Yeah. I think that’s one of the things that I’ve learned the most about beginning this release process. When people hear it they’re just like, “Yeah, well, that make sense though.” And it’s like, “I know. I know it does.” But, in the context of kind of where I was…

You couldn’t see the forest for the trees?
Yeah. Exactly.

So often artists say that once they actually started following their own path is when the best stuff emerges.
And that’s what I didn’t know before. And I think that I, honestly, probably just need more people telling me that. The ratio of people telling me that versus the ratio of people telling me, “Yeah, but that won’t work. We don’t know what to do with that,” was off for a long time– It wasn’t off. It’s who you listen to.

One of the lyrics that struck me on the record was the line in “One Good Reason” about how heartbreak leaves you feeling stupid. That seems like a universal feeling that people often don’t admit to, it offers a real sense of vulnerability.
Honestly, that one and “My Song Too” are the harder ones to talk about. I remember the feeling that I had presenting the idea to Sam and not really wanting my ex to hear it. Because, how do you have those conversations? So yeah, it’s not that easy to admit to that, but I was in that stage where it’s like, “Okay, I’m far enough removed to remember the good. But not close enough to remember why I’m here versus there.” I knew that this was a big growth chapter for me. I wrote about it several times. “One Good Reason” was definitely the first; therefore, the most honest, out of the batch.

And that’s a very specific moment. So often songs are about the beginning and the excitement or about the very end and the crash. But there are fewer songs about the time after, where you’re still marginally obsessed with the person in a way that feels kind of unhealthy, but you have moved on to a certain degree too. Much of this record lives in that place. How are you feeling at the prospect of going out and performing them?
Well now all of that has a purpose, right? Whereas, when you’re writing the song. You’re just like, “What is this for? What happens now?” I’ve always said my purpose, I feel, as a writer is to experience things. I have a very soft heart and I sometimes protect it and sometimes do a s–t job of doing so. And I honestly take advantage of the moments that make me uncomfortable whether it’s for a good reason or for a bad reason. Because I know that that’s supposed to turn into something else. Not just for me. And going out and singing these songs now, that’s my purpose. Now, they have a meaning and they serve something versus just me staying in that loop.

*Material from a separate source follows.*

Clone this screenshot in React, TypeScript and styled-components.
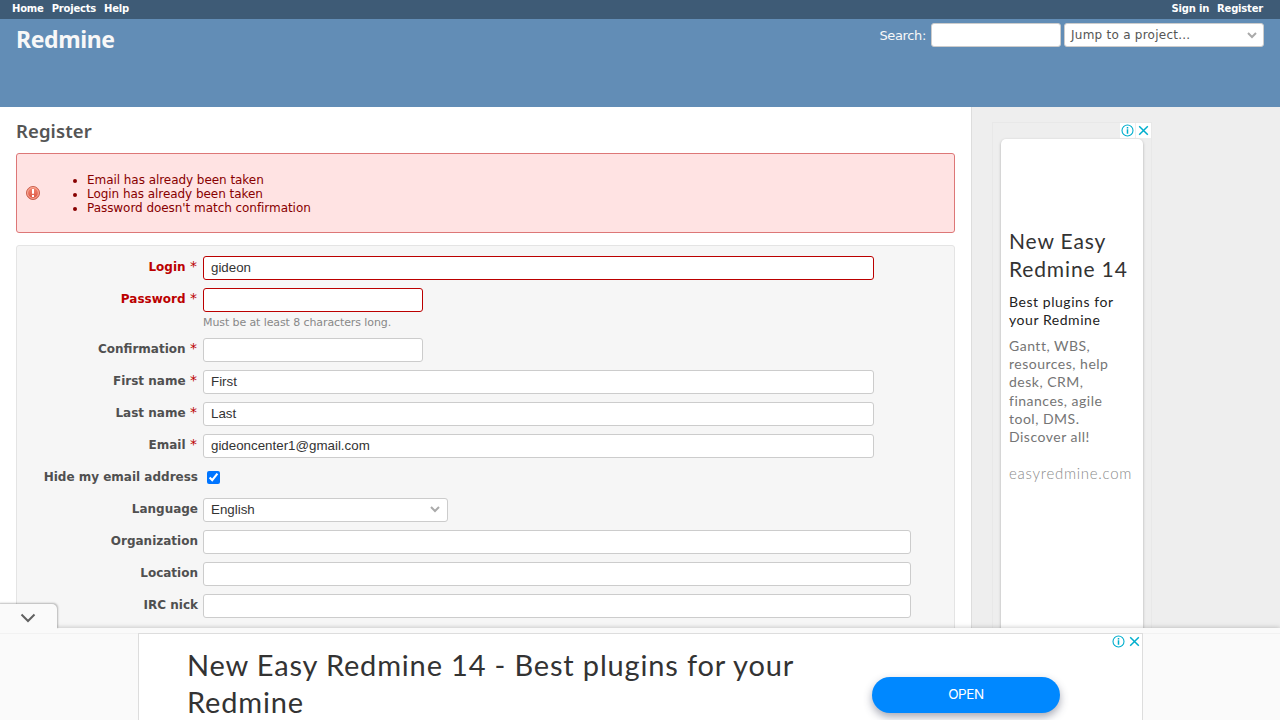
import React from "react";
import styled, { createGlobalStyle, css } from "styled-components";

const Global = createGlobalStyle`
  * { box-sizing: border-box; }
  body { margin: 0; overflow: hidden; font-family: "DejaVu Sans", Verdana, sans-serif; font-size: 12px; color: #333; background: #fff; }
`;

const Page = styled.div`
  position: relative;
  height: 720px;
  overflow: hidden;
  display: flex;
  flex-direction: column;
`;

const TopMenu = styled.nav`
  height: 19px;
  flex: none;
  background: #3e5b76;
  display: flex;
  justify-content: space-between;
  padding: 2px 17px 0 12px;
`;

const MenuGroup = styled.div`
  display: flex;
  gap: 8px;
`;

const MenuLink = styled.a`
  color: #fff;
  font-size: 10px;
  line-height: 13px;
  font-weight: bold;
  white-space: nowrap;
  letter-spacing: -0.2px;
`;

const Header = styled.header`
  height: 88px;
  flex: none;
  background: #628db6;
  display: flex;
  justify-content: space-between;
  align-items: flex-start;
  padding: 4px 16px 0;
`;

const SiteTitle = styled.h1`
  margin: 0;
  font: 700 23px/32px "Noto Sans", sans-serif;
  color: #f8f8f8;
  letter-spacing: -0.4px;
`;

const QuickSearch = styled.div`
  display: flex;
  color: #f8f8f8;
`;

const SearchLabel = styled.label`
  font-size: 13px;
  line-height: 26px;
  height: 24px;
  margin-right: 5px;
  letter-spacing: -0.35px;
`;

const boxed = css`
  height: 24px;
  border: 1px solid #ccc;
  border-radius: 3px;
  background: #fff;
  color: #333;
  display: block;
  margin: 0;
  outline: none;
`;

const Field = styled.input<{ $w: number; $invalid?: boolean }>`
  ${boxed}
  width: ${(p) => p.$w}px;
  padding: 0 7px 1px;
  font: 13.333px "Liberation Sans", Arial, sans-serif;
  ${(p) => p.$invalid && css`border-color: #b00;`}
`;

const Jump = styled.div`
  ${boxed}
  width: 200px;
  margin-left: 3px;
  padding: 0 6px;
  display: flex;
  align-items: center;
  justify-content: space-between;
  color: #555;
  font-size: 12px;
  letter-spacing: 0.25px;
`;

const Picker = styled.div`
  ${boxed}
  width: 245px;
  padding: 0 7px 1px;
  display: flex;
  align-items: center;
  justify-content: space-between;
  font: 13.333px "Liberation Sans", Arial, sans-serif;
`;

const Columns = styled.div`
  flex: 1;
  display: flex;
  min-height: 0;
`;

const Content = styled.main`
  width: 971px;
  flex: none;
  padding: 0 16px;
`;

const Title = styled.h2`
  margin: 11px 0 9px;
  font: 600 18.5px/26px "Noto Sans", sans-serif;
  color: #555;
  letter-spacing: 0.1px;
`;

const ErrorBox = styled.section`
  height: 80px;
  border: 1px solid #dd7777;
  border-radius: 3px;
  background: #ffe3e3;
  color: #880000;
  display: flex;
  align-items: center;
  padding-left: 9px;
  margin-bottom: 12px;
`;

const ErrorList = styled.ul`
  margin: 2px 0 0 47px;
  padding: 0;
  line-height: 14px;
  font-size: 12px;
  letter-spacing: -0.05px;
`;

const FormBox = styled.form`
  height: 440px;
  border: 1px solid #e4e4e4;
  border-radius: 3px;
  background: #f6f6f6;
  padding-top: 10px;
  display: flex;
  flex-direction: column;
  gap: 8px;
`;

const Row = styled.div`
  display: grid;
  grid-template-columns: 181px auto;
  justify-content: start;
  column-gap: 5px;
`;

const Label = styled.label<{ $invalid?: boolean; $required?: boolean }>`
  text-align: right;
  font-weight: bold;
  font-size: 12px;
  line-height: 22px;
  white-space: nowrap;
  color: ${(p) => (p.$invalid ? "#b00" : "#505050")};
  padding-right: ${(p) => (p.$required ? 1 : 0)}px;
`;

const Star = styled.span`
  color: #b00;
  font-weight: normal;
  font-size: 14px;
  line-height: 1;
`;

const Hint = styled.em`
  display: block;
  font-style: normal;
  font-size: 11px;
  line-height: 18px;
  height: 18px;
  padding-top: 2px;
  color: #888;
  letter-spacing: -0.1px;
`;

const Check = styled.input`
  width: 13px;
  height: 13px;
  margin: 5px 4px 6px;
`;

const Sidebar = styled.aside`
  flex: 1;
  border-left: 1px solid #ddd;
  background: #eee;
  padding: 15px 0 0 20px;
`;

const AdFrame = styled.div`
  width: 160px;
  height: 600px;
  border: 1px solid #e8e8e8;
  display: flex;
  flex-direction: column;
`;

const AdBadges = styled.div`
  display: flex;
  gap: 1px;
  align-self: flex-end;
`;

const Badge = styled.span`
  width: 15px;
  height: 15px;
  background: #fff;
  display: grid;
  place-items: center;
`;

const AdCard = styled.article`
  flex: 1;
  margin: 1px 8px 0 8px;
  width: 142px;
  background: #fff;
  border-radius: 5px 5px 0 0;
  box-shadow: 0 1px 3px rgba(0, 0, 0, 0.28);
  padding: 88px 0 0 8px;
  font-family: Lato, sans-serif;
  white-space: nowrap;
`;

const AdHeading = styled.h3`
  margin: 0;
  font-size: 21px;
  line-height: 28px;
  font-weight: 400;
  color: #333;
  letter-spacing: 0.85px;
`;

const AdSub = styled.p`
  margin: 10px 0 0;
  font-size: 14px;
  line-height: 18px;
  color: #222;
  letter-spacing: 0.55px;
`;

const AdText = styled.p`
  margin: 8px 0 0;
  font-size: 14px;
  line-height: 18.2px;
  color: #757575;
  letter-spacing: 0.5px;
`;

const AdDomain = styled.p`
  margin: 17px 0 0;
  font-size: 15px;
  line-height: 20px;
  color: #8a8a8a;
  font-weight: 300;
  letter-spacing: 0.73px;
`;

const Anchor = styled.div`
  position: absolute;
  left: 0;
  right: 0;
  bottom: 0;
  height: 92px;
  background: linear-gradient(#fafafa 5px, #f2f2f2 5px, #f2f2f2 6px, #fafafa 6px);
  box-shadow: 0 0 5px rgba(0, 0, 0, 0.25);
  display: flex;
  flex-direction: column;
  align-items: center;
  padding-top: 5px;
`;

const CollapseTab = styled.button`
  position: absolute;
  left: -2px;
  top: -24px;
  width: 59px;
  height: 25px;
  padding: 3px 0 0;
  border: 0;
  border-radius: 0 5px 0 0;
  background: #fafafa;
  box-shadow: 1px -1px 2px rgba(0, 0, 0, 0.26);
  clip-path: inset(-5px -5px 0 0);
  display: grid;
  place-items: center;
`;

const Banner = styled.article`
  width: 1005px;
  height: 87px;
  margin-left: 1px;
  border: 1px solid #ddd;
  border-bottom: 0;
  background: #fff;
  display: flex;
  align-items: flex-start;
`;

const BannerTitle = styled.h3`
  margin: 12px 0 0 48px;
  width: 685px;
  flex: none;
  font: 400 29px/37px Lato, sans-serif;
  letter-spacing: 0.83px;
  color: #333;
`;

const OpenButton = styled.button`
  margin: 43px 0 0;
  width: 188px;
  height: 36px;
  flex: none;
  border: 0;
  border-radius: 18px;
  background: #0088ff;
  box-shadow: 0 4px 8px rgba(60, 64, 90, 0.45);
  color: #fff;
  font: 400 13.5px Inter, sans-serif;
  letter-spacing: -0.4px;
  padding: 0 0 2px;
`;

const BannerBadges = styled(AdBadges)`
  margin-left: auto;
  align-self: flex-start;
`;

const Chevron = () => (
  <svg width="10" height="7" viewBox="0 0 10 7" fill="none" stroke="#aaa" strokeWidth="2">
    <path d="M1 1l4 4 4-4" />
  </svg>
);

const InfoIcon = () => (
  <svg width="13" height="13" viewBox="0 0 13 13" fill="none" stroke="#00aecd">
    <circle cx="6.5" cy="6.5" r="5.5" strokeWidth="1.1" />
    <path d="M6.5 5.3v4.500M6.500 3v1.400" strokeWidth="1.5" />
  </svg>
);

const CloseIcon = () => (
  <svg width="13" height="13" viewBox="0 0 13 13" fill="none" stroke="#00aecd" strokeWidth="1.5">
    <path d="M2.200 2.200l8.600 8.600M10.800 2.200l-8.600 8.600" />
  </svg>
);

const ErrorIcon = () => (
  <svg width="14" height="14" viewBox="0 0 14 14">
    <defs>
      <linearGradient id="err" x1="0" y1="0" x2="0" y2="1">
        <stop offset="0" stopColor="#f58a74" />
        <stop offset="1" stopColor="#d9513f" />
      </linearGradient>
    </defs>
    <circle cx="7" cy="7" r="6.5" fill="url(#err)" stroke="#c9614f" />
    <circle cx="7" cy="7" r="5.4" fill="none" stroke="#f9b3a2" strokeWidth="0.9" />
    <path d="M7 3v4.800M7 9v2" stroke="#fff" strokeWidth="2" />
  </svg>
);

interface FieldRow {
  label: string;
  width: number;
  value?: string;
  required?: boolean;
  invalid?: boolean;
  hint?: string;
  type?: string;
}

const accountFields: FieldRow[] = [
  { label: "Login", width: 671, value: "gideon", required: true, invalid: true },
  { label: "Password", width: 220, required: true, invalid: true, type: "password", hint: "Must be at least 8 characters long." },
  { label: "Confirmation", width: 220, required: true, type: "password" },
  { label: "First name", width: 671, value: "First", required: true },
  { label: "Last name", width: 671, value: "Last", required: true },
  { label: "Email", width: 671, value: "gideoncenter1@gmail.com", required: true },
];

const extraFields: FieldRow[] = [
  { label: "Organization", width: 708 },
  { label: "Location", width: 708 },
  { label: "IRC nick", width: 708 },
];

const TextRow = ({ label, width, value, required, invalid, hint, type }: FieldRow) => (
  <Row>
    <Label $invalid={invalid} $required={required}>
      {label}
      {required && <Star> *</Star>}
    </Label>
    <div>
      <Field $w={width} $invalid={invalid} type={type || "text"} defaultValue={value} />
      {hint && <Hint>{hint}</Hint>}
    </div>
  </Row>
);

export default function App() {
  return (
    <>
      <Global />
      <Page>
        <TopMenu>
          <MenuGroup>
            <MenuLink>Home</MenuLink>
            <MenuLink>Projects</MenuLink>
            <MenuLink>Help</MenuLink>
          </MenuGroup>
          <MenuGroup>
            <MenuLink>Sign in</MenuLink>
            <MenuLink>Register</MenuLink>
          </MenuGroup>
        </TopMenu>
        <Header>
          <SiteTitle>Redmine</SiteTitle>
          <QuickSearch>
            <SearchLabel>Search:</SearchLabel>
            <Field $w={130} type="text" />
            <Jump>
              Jump to a project...
              <Chevron />
            </Jump>
          </QuickSearch>
        </Header>
        <Columns>
          <Content>
            <Title>Register</Title>
            <ErrorBox>
              <ErrorIcon />
              <ErrorList>
                <li>Email has already been taken</li>
                <li>Login has already been taken</li>
                <li>Password doesn't match confirmation</li>
              </ErrorList>
            </ErrorBox>
            <FormBox>
              {accountFields.map((f) => (
                <TextRow key={f.label} {...f} />
              ))}
              <Row>
                <Label>Hide my email address</Label>
                <Check type="checkbox" defaultChecked />
              </Row>
              <Row>
                <Label>Language</Label>
                <Picker>
                  English
                  <Chevron />
                </Picker>
              </Row>
              {extraFields.map((f) => (
                <TextRow key={f.label} {...f} />
              ))}
            </FormBox>
          </Content>
          <Sidebar>
            <AdFrame>
              <AdBadges>
                <Badge><InfoIcon /></Badge>
                <Badge><CloseIcon /></Badge>
              </AdBadges>
              <AdCard>
                <AdHeading>New Easy<br />Redmine 14</AdHeading>
                <AdSub>Best plugins for<br />your Redmine</AdSub>
                <AdText>
                  Gantt, WBS,<br />resources, help<br />desk, CRM,<br />finances, agile<br />tool, DMS.<br />Discover all!
                </AdText>
                <AdDomain>easyredmine.com</AdDomain>
              </AdCard>
            </AdFrame>
          </Sidebar>
        </Columns>
        <Anchor>
          <CollapseTab aria-label="Collapse">
            <svg width="16" height="10" viewBox="0 0 16 10" fill="none" stroke="#616161" strokeWidth="2">
              <path d="M1.500 1.500L8 8l6.500-6.500" />
            </svg>
          </CollapseTab>
          <Banner>
            <BannerTitle>New Easy Redmine 14 - Best plugins for your Redmine</BannerTitle>
            <OpenButton>OPEN</OpenButton>
            <BannerBadges>
              <Badge><InfoIcon /></Badge>
              <Badge><CloseIcon /></Badge>
            </BannerBadges>
          </Banner>
        </Anchor>
      </Page>
    </>
  );
}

“Heartbreak” looks at the idea of gratitude for every relationship that didn’t work in order to prepare you for the one that does. Was that sparked by a moment of real optimism?
No, that’s the first thing that I felt. When it all came crashing down. That’s where my brain went first. We had a conversation about it. You know there was kind of this check-in. “Are you okay?” It’s like. “Yeah, I am actually.” Because if it was that good, and it wasn’t right that means that the next thing that is right is going to be even better. For me, I was just anxious. I was looking forward to that [next] person. Potentially too much. But I remember, my first trip that I took I wrote “Wild Blue,” “One Shot,” “My Song Too.” And I only wrote four or five songs in January, but they all made the album. Which is such a rare ratio for me. Because for the last couple of years, I’ve been running on steam. And I’m lucky if I get something that really feels like it’s me. But in March, I took that trip to Hawaii and that was the first thing that I started writing was the “Heartbreak” concept. It was not [the song per se] but like I really want a large portion of this album to sort of talk to this person. Letters to me in the future.

Warner Music Nashville
Warner Music Nashville

So do you already have a plan in place for Part II?
Can’t say.

Within 2019 or is too late for that?
Definitely not 2019. Because they’ll all most likely be all be ten songs apiece.

All? So that implies more than two parts. Is this is a Lord of the Rings situation?
Oh, yeah. We’ve started part seven, but in my head, I’m giving myself outs as far as like, if the theme, for me, life-wise, changes. I don’t want to chase a concept that I painted three years ago. But I will say, I’ve provided myself with a theme that can morph as I go, which is exactly what I wanted. And exactly where I’ve always wanted to be and everything can change at a moment’s notice now. And this kind of proves that. And it all does still tie together no matter what we’re talking about. Because the theme of Wild Blue is growth, moving on. Constant change is the theme.